The second shot took him out. Marbles.

http://youtu.be/HS0QueSaVcw


----------



## capnjoe (Jun 3, 2012)

Nighty night, serpent!


----------



## Tyken (Aug 23, 2012)

That was so quick !


----------



## Henry the Hermit (Jun 2, 2010)

Darrell, I edited the Topic title to conform to the new rule about dead animals. They are no longer restricted to the Slingshot Hunting Forum, but must contain a warning.


----------



## Jakerock (Mar 8, 2012)

@Darrell - good shooting as usual!

@Henry - What is the purpose of having a separate hunting forum if not to segregate gory images from the squeamish / peaceful?


----------



## Charles (Aug 26, 2010)

Sorry folks ... As soon as I saw the video, I moved the whole thread to the hunting section, and did not see Henry's post.

Cheers .... Charles


----------



## rockslinger (Nov 16, 2010)

Nice shot!!


----------



## capnjoe (Jun 3, 2012)

A hunting we will go!
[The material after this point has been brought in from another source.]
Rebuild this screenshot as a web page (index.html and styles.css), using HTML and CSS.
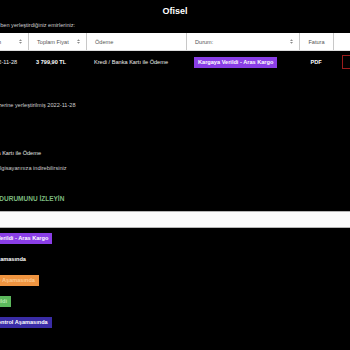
FILE: index.html
```html
<!DOCTYPE html>
<html lang="tr">
<head>
  <meta charset="UTF-8">
  <meta name="viewport" content="width=device-width, initial-scale=1.0">
  <title>Ofisel - Siparişlerim</title>
  <link rel="stylesheet" href="styles.css">
</head>
<body>
  <!-- Top bar -->
  <header class="topbar">
    <h1>Ofisel</h1>
  </header>

  <main class="page">
    <p class="intro">Sitemizden ben yerleştirdiğiniz emirleriniz:</p>

    <!-- Orders table -->
    <div class="orders">
      <div class="orders-row orders-head">
        <div class="cell">Tarih <svg class="sort" viewBox="0 0 4 6"><path d="M0 2.4 2 0 4 2.4Z M0 3.6 2 6 4 3.6Z"/></svg></div>
        <div class="cell">Toplam Fiyat <svg class="sort" viewBox="0 0 4 6"><path d="M0 2.4 2 0 4 2.4Z M0 3.6 2 6 4 3.6Z"/></svg></div>
        <div class="cell">Ödeme</div>
        <div class="cell">Durum: <svg class="sort" viewBox="0 0 4 6"><path d="M0 2.4 2 0 4 2.4Z M0 3.6 2 6 4 3.6Z"/></svg></div>
        <div class="cell cell-center">Fatura</div>
        <div class="cell"></div>
      </div>
      <div class="orders-row">
        <div class="cell">2022-11-28</div>
        <div class="cell cell-bold">3 799,90 TL</div>
        <div class="cell">Kredi / Banka Kartı ile Ödeme</div>
        <div class="cell"><span class="badge badge-purple">Kargaya Verildi - Aras Kargo</span></div>
        <div class="cell cell-center cell-bold">PDF</div>
        <div class="cell"><button type="button" class="btn-cancel">İptal</button></div>
      </div>
    </div>

    <!-- Order details -->
    <section class="details">
      <p class="detail detail-date">Bu sipariş üzerine yerleştirilmiş 2022-11-28</p>
      <p class="detail detail-pay">Kredi / Banka Kartı ile Ödeme</p>
      <p class="detail">Faturanızı bilgisayarınıza indirebilirsiniz</p>
    </section>

    <!-- Tracking -->
    <section class="tracking">
      <h2>SİPARİŞ DURUMUNU İZLEYİN</h2>
      <input type="text" class="track-input" aria-label="Sipariş takip">
      <ul class="status-list">
        <li><span class="badge badge-purple">Kargaya Verildi - Aras Kargo</span></li>
        <li><span class="badge badge-dark">Sipariş Aşamasında</span></li>
        <li><span class="badge badge-orange">Paketleme Aşamasında</span></li>
        <li><span class="badge badge-green">Teslim Edildi</span></li>
        <li><span class="badge badge-indigo">Ödeme Kontrol Aşamasında</span></li>
      </ul>
    </section>
  </main>
</body>
</html>
```

FILE: styles.css
```css
/* Global reset */
* {
  margin: 0;
  padding: 0;
  box-sizing: border-box;
}

body {
  font-family: 'Liberation Sans', Arial, sans-serif;
  background-color: #000;
  color: #ddd;
  font-size: 5.6px;
  overflow: hidden;
  width: 350px;
  height: 350px;
}

/* Top bar */
.topbar {
  height: 20px;
  display: flex;
  align-items: center;
  justify-content: center;
}

.topbar h1 {
  color: #fff;
  font-size: 9px;
  font-weight: bold;
  line-height: 10px;
  margin-top: 2px;
}

/* Page wrapper (scrolled to the right) */
.page {
  margin-left: -31px;
  width: 430px;
}

.intro {
  line-height: 10px;
  color: #cfcfcf;
  padding-left: 2px;
}

/* Orders table */
.orders {
  margin-left: 15px;
  margin-top: 3px;
}

.orders-row {
  display: grid;
  grid-template-columns: 44px 58px 100px 113px 34px 60px;
  height: 22px;
  align-items: center;
  color: #eee;
}

.orders-head {
  height: 18px;
  background-color: #fff;
  color: #555;
  border-bottom: 1px solid #ddd;
}

.cell {
  padding: 0 6px 0 8px;
  display: flex;
  align-items: center;
  justify-content: space-between;
  height: 100%;
  white-space: nowrap;
}

.cell:first-child {
  padding-left: 5px;
}

.orders-head .cell + .cell {
  border-left: 1px solid #c8c8c8;
}

.cell-center {
  justify-content: center;
  padding: 0;
}

.cell-bold {
  font-weight: bold;
  color: #fff;
}

.sort {
  width: 3px;
  height: 5px;
  fill: #8a8a8a;
}

.btn-cancel {
  margin-left: 1px;
  height: 14px;
  width: 30px;
  background: transparent;
  border: 1px solid #9a1c1c;
  color: #d23a3a;
  font-family: inherit;
  font-size: 5.6px;
  font-weight: bold;
}

/* Badges */
.badge {
  display: inline-block;
  font-weight: bold;
  line-height: 7px;
  padding: 2px 4px;
  color: #fff;
  white-space: nowrap;
}

.badge-purple { background-color: #8a3ee6; }
.badge-dark { background-color: #000; }
.badge-orange { background-color: #ef9440; color: #fcc88f; }
.badge-green { background-color: #5cb85c; color: #b7e6b0; }
.badge-indigo { background-color: #3a2ca6; }

/* Order details */
.detail {
  line-height: 10px;
  color: #cfcfcf;
}

.detail-date {
  margin-top: 27px;
}

.detail-pay {
  margin-top: 38px;
  margin-bottom: 5px;
  margin-left: -2px;
  color: #e6e6e6;
}

/* Tracking */
.tracking h2 {
  margin-top: 21px;
  font-size: 6.5px;
  line-height: 10px;
  color: #7dba7f;
  padding-left: 3px;
}

.track-input {
  display: block;
  margin-top: 7px;
  width: 100%;
  height: 17px;
  background-color: #fbfbfb;
  border: 1px solid #b5b5b5;
  border-left: none;
  border-right: none;
}

.status-list {
  list-style: none;
  margin-top: 0;
}

.status-list li {
  height: 21px;
  display: flex;
  align-items: center;
}
```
When I see the warning, "little Joey" comes out and I simply must look.
http://www.nonstick.com/sounds/Elmer_Fudd/ltef_007.mp3


----------



## mrpaint (May 16, 2012)

it is impressive what marbles can do in the right hands. nice shooting


----------



## Devoman (Oct 15, 2010)

Cool!


----------



## whippetlad (Aug 29, 2013)

I am impressed cracking shots!! extremely quick.


----------